▶ _Data provided_
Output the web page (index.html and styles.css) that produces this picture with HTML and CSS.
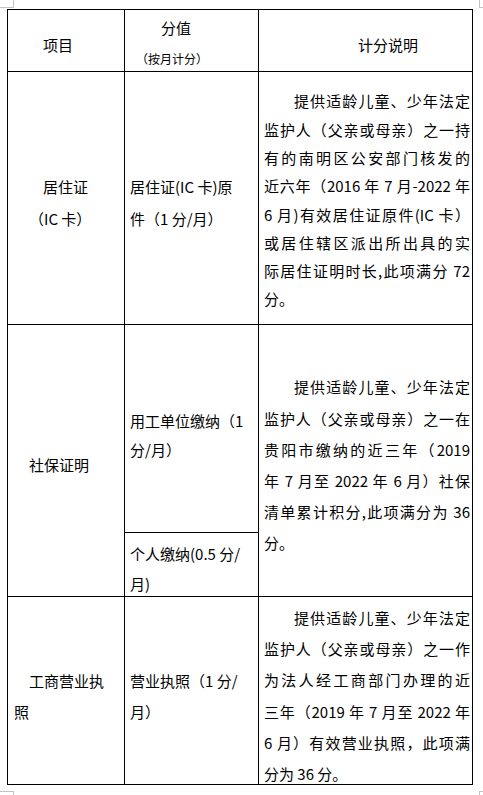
FILE: index.html
```html
<!DOCTYPE html>
<html lang="zh-CN">
<head>
<meta charset="utf-8">
<title>计分说明</title>
<link rel="stylesheet" href="styles.css">
</head>
<body>
<div class="page">
  <span class="mk mk-tl"></span>
  <span class="mk mk-tr"></span>
  <span class="mk mk-bl"></span>
  <span class="mk mk-br"></span>

  <div class="tbl">
    <div class="cell c1 hd p8"><span class="ln i2">项目</span></div>
    <div class="cell c2 hd top">
      <span class="ln h-main">分值</span>
      <span class="ln h-sub">（按月计分）</span>
    </div>
    <div class="cell c3 hd p8"><span class="ln h-right">计分说明</span></div>

    <div class="cell c1 p10 lh32">
      <span class="ln i2">居住证</span>
      <span class="ln i1">（IC 卡）</span>
    </div>
    <div class="cell c2 p10 lh32">
      <span class="ln">居住证(IC 卡)原</span>
      <span class="ln">件（1 分/月）</span>
    </div>
    <div class="cell c3 p5 lh28">
      <span class="ln jl ind">提供适龄儿童、少年法定</span>
      <span class="ln jl">监护人（父亲或母亲）之一持</span>
      <span class="ln jl">有的南明区公安部门核发的</span>
      <span class="ln jl">近六年（2016 年 7 月-2022 年</span>
      <span class="ln jl">6 月)有效居住证原件(IC 卡）</span>
      <span class="ln jl">或居住辖区派出所出具的实</span>
      <span class="ln jl">际居住证明时长,此项满分 72</span>
      <span class="ln">分。</span>
    </div>

    <div class="cell c1 span2 p8">
      <span class="ln i1">社保证明</span>
    </div>
    <div class="cell c2 p13 lh29">
      <span class="ln">用工单位缴纳（1</span>
      <span class="ln">分/月）</span>
    </div>
    <div class="cell c3 span2 p9 lh31">
      <span class="ln jl ind">提供适龄儿童、少年法定</span>
      <span class="ln jl">监护人（父亲或母亲）之一在</span>
      <span class="ln jl">贵阳市缴纳的近三年（2019</span>
      <span class="ln jl">年 7 月至 2022 年 6 月）社保</span>
      <span class="ln jl">清单累计积分,此项满分为 36</span>
      <span class="ln">分。</span>
    </div>
    <div class="cell c2 p9 lh30">
      <span class="ln">个人缴纳(0.5 分/</span>
      <span class="ln">月)</span>
    </div>

    <div class="cell c1 p11 lh315">
      <span class="ln i1">工商营业执</span>
      <span class="ln">照</span>
    </div>
    <div class="cell c2 p11 lh315">
      <span class="ln">营业执照（1 分/</span>
      <span class="ln">月）</span>
    </div>
    <div class="cell c3 p10 lh31">
      <span class="ln jl ind">提供适龄儿童、少年法定</span>
      <span class="ln jl">监护人（父亲或母亲）之一作</span>
      <span class="ln jl">为法人经工商部门办理的近</span>
      <span class="ln jl">三年（2019 年 7 月至 2022 年</span>
      <span class="ln jl">6 月）有效营业执照，此项满</span>
      <span class="ln">分为 36 分。</span>
    </div>
  </div>
</div>
</body>
</html>
```

FILE: styles.css
```css
html, body {
  margin: 0;
  padding: 0;
  background: #ffffff;
}

body {
  font-family: "Noto Sans CJK SC", "Noto Sans", sans-serif;
  font-size: 15px;
  color: #000000;
}

.page {
  position: relative;
  width: 483px;
  height: 795px;
  overflow: hidden;
}

/* page corner marks */
.mk {
  position: absolute;
  box-sizing: border-box;
  border: 0 solid #c3c3c3;
}
.mk-tl { left: 0; top: 0; width: 14px; height: 8px; border-right-width: 1px; border-bottom-width: 1px; }
.mk-tr { left: 479px; top: 0; width: 4px; height: 8px; border-left-width: 1px; border-bottom-width: 1px; }
.mk-bl { left: 0; top: 791px; width: 14px; height: 4px; border-right-width: 1px; border-top-width: 1px; }
.mk-br { left: 479px; top: 791px; width: 4px; height: 4px; border-left-width: 1px; border-top-width: 1px; }

/* table */
.tbl {
  display: grid;
  grid-template-columns: 117px 134px 214px;
  grid-template-rows: 62px 253px 208px 64px 188px;
  width: max-content;
  margin: 9px 0 0 7px;
  border-left: 1px solid #000;
  border-top: 1px solid #000;
}

.cell {
  box-sizing: border-box;
  border-right: 1px solid #000;
  border-bottom: 1px solid #000;
  display: flex;
  flex-direction: column;
  justify-content: center;
  min-width: 0;
  min-height: 0;
}

.span2 { grid-row: span 2; }

.c1 { padding-left: 6px; padding-right: 2px; }
.c2 { padding-left: 5px; padding-right: 2px; }
.c3 { padding-left: 5px; padding-right: 2px; }

.ln { display: block; white-space: nowrap; }
.jl {
  white-space: normal;
  text-align: justify;
  text-align-last: justify;
  text-justify: inter-character;
}
.ind { padding-left: 30px; }
.i1 { padding-left: 15px; }
.i2 { padding-left: 29px; }

/* vertical offsets */
.p5 { padding-top: 5px; }
.p8 { padding-top: 8px; }
.p9 { padding-top: 9px; }
.p10 { padding-top: 10px; }
.p11 { padding-top: 11px; }
.p13 { padding-top: 13px; }

/* line heights */
.hd { line-height: 28px; }
.lh28 { line-height: 28.3px; }
.lh29 { line-height: 29px; }
.lh30 { line-height: 30px; }
.lh31 { line-height: 31.2px; }
.lh315 { line-height: 31.5px; }
.lh32 { line-height: 32px; }

/* header */
.top { justify-content: flex-start; padding-top: 4px; }
.h-main { padding-left: 31px; line-height: 28px; }
.h-sub { padding-left: 6px; margin-top: 5px; font-size: 12px; line-height: 24px; }
.h-right { padding-left: 94px; }
```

▶ _Required work_
Find each line with the string "page" and copy it out.

▶ _Exercise answer_
Output the web page (index.html and styles.css) that produces this picture with HTML and CSS.
<div class="page">
.page {
/* page corner marks */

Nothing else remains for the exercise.